--- Data ---

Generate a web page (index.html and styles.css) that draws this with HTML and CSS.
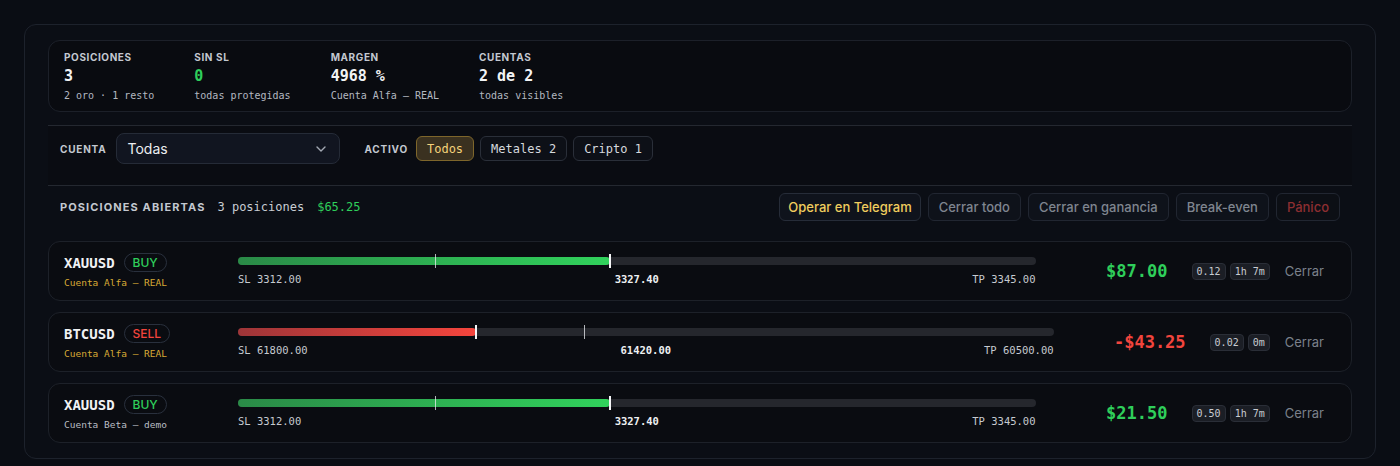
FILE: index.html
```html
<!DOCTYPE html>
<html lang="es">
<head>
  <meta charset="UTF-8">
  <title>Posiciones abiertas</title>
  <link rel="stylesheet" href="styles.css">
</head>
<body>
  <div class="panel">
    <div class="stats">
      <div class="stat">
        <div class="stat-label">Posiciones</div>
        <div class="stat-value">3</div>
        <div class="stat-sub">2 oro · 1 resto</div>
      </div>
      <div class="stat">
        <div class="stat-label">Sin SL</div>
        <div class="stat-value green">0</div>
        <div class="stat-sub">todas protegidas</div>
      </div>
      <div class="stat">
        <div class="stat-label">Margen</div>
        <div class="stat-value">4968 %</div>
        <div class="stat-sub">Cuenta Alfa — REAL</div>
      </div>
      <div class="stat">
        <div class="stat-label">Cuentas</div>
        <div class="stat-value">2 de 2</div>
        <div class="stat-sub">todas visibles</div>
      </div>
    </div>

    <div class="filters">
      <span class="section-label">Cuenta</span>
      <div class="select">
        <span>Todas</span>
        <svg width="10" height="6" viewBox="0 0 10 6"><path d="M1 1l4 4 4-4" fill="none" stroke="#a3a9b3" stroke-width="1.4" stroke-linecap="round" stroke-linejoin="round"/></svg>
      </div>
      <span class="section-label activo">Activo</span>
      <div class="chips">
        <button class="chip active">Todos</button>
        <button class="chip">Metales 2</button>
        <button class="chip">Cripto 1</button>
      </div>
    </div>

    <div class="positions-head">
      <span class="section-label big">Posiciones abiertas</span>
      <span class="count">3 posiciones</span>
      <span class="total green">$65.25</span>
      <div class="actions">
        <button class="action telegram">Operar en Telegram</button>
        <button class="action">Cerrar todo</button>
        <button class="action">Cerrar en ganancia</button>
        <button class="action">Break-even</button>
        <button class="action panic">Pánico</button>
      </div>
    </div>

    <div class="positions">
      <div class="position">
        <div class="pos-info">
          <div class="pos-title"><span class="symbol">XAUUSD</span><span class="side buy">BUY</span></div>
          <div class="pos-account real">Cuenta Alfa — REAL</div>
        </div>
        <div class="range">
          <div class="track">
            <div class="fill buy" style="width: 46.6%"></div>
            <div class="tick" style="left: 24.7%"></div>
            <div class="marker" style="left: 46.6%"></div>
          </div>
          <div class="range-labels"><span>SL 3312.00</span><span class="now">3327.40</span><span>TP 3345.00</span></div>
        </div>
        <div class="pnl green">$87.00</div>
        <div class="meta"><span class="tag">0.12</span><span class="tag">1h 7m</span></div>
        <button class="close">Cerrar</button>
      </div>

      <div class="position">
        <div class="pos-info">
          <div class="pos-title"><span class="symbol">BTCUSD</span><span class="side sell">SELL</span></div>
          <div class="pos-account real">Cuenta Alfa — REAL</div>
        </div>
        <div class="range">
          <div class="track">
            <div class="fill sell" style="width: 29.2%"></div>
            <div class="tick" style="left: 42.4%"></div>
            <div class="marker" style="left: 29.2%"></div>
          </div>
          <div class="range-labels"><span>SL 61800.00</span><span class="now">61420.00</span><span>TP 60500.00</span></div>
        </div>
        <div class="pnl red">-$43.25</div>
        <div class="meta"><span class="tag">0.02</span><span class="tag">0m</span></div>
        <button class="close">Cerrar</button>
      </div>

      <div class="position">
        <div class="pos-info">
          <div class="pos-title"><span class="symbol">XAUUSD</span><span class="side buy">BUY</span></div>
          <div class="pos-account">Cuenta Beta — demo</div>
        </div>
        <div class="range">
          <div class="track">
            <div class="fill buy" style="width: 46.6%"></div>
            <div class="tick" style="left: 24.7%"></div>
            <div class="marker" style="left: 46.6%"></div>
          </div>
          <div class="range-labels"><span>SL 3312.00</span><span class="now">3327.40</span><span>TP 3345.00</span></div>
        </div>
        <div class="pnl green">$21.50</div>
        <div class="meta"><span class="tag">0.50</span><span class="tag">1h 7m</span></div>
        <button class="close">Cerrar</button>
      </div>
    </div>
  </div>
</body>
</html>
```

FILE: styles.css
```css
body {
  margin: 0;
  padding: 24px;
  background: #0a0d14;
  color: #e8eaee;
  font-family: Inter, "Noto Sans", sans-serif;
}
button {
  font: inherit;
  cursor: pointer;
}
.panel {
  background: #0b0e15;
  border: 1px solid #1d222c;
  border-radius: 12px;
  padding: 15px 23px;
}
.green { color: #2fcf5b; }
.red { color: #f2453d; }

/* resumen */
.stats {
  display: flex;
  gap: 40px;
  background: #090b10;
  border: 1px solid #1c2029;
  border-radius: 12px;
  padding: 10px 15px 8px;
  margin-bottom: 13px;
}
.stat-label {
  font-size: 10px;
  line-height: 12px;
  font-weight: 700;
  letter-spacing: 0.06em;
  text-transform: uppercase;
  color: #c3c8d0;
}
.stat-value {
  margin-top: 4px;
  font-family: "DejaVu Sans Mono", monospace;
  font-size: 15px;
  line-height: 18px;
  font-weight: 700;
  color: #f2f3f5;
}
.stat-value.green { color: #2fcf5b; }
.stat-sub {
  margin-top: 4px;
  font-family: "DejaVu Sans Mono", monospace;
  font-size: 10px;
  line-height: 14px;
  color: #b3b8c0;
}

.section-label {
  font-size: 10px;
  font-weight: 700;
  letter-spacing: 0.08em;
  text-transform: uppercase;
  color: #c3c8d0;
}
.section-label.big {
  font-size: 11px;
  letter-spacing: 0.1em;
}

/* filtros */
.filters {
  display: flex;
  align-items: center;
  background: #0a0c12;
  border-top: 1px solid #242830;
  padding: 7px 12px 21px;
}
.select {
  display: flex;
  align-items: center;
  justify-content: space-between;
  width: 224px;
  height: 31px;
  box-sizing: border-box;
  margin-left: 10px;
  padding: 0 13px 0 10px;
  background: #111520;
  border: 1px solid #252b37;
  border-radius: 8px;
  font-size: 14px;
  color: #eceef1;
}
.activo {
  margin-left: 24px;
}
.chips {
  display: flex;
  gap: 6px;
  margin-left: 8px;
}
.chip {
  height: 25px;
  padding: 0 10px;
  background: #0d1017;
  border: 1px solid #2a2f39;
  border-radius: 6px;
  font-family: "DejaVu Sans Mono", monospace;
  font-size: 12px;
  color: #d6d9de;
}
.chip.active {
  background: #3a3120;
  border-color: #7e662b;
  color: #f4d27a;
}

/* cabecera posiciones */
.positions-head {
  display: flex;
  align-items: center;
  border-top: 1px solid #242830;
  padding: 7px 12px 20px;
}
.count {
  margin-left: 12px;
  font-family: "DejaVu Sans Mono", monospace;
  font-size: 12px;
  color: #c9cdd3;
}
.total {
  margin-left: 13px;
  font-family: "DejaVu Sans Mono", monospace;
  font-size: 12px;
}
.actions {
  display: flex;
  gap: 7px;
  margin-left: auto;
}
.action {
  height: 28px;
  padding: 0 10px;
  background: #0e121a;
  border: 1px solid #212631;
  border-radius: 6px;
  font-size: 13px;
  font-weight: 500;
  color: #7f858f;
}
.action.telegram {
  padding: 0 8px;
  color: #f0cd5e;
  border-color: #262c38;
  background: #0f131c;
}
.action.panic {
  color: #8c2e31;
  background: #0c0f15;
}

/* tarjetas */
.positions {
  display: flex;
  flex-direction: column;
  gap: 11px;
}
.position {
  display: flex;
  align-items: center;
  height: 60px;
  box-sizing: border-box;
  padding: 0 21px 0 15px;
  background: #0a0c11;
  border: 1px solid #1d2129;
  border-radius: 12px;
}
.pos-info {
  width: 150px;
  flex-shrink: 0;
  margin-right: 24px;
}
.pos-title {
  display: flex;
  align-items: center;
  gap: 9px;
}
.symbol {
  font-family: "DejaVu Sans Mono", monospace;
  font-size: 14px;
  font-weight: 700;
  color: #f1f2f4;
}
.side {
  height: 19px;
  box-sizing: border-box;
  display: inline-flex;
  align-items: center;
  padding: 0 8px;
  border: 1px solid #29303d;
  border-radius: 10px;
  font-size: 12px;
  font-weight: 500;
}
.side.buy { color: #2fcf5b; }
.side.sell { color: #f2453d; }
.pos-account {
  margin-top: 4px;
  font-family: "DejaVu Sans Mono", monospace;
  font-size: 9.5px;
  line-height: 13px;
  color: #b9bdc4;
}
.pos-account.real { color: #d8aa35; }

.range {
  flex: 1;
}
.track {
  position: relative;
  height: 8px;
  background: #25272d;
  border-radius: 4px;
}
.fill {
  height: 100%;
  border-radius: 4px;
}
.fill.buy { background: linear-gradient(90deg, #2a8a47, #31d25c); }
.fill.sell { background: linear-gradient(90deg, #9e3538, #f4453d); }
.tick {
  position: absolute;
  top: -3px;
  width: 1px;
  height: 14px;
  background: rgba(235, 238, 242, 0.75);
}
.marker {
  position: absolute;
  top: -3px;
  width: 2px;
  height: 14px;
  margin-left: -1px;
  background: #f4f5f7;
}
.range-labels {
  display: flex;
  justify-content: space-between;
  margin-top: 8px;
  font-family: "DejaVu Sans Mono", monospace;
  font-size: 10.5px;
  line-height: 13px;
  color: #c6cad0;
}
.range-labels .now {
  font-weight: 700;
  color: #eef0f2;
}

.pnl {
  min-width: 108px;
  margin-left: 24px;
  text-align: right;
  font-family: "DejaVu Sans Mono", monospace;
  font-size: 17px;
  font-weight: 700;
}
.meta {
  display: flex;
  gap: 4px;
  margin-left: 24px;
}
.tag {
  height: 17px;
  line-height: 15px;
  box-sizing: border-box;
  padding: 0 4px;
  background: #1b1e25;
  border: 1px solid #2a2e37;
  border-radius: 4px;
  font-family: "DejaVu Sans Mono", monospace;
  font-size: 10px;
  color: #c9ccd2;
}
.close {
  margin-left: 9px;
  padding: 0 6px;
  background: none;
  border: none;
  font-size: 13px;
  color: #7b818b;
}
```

---

* _Exercise requirements_: Copy every single line of the material above that holds "index".

* _Final result_:
Generate a web page (index.html and styles.css) that draws this with HTML and CSS.
FILE: index.html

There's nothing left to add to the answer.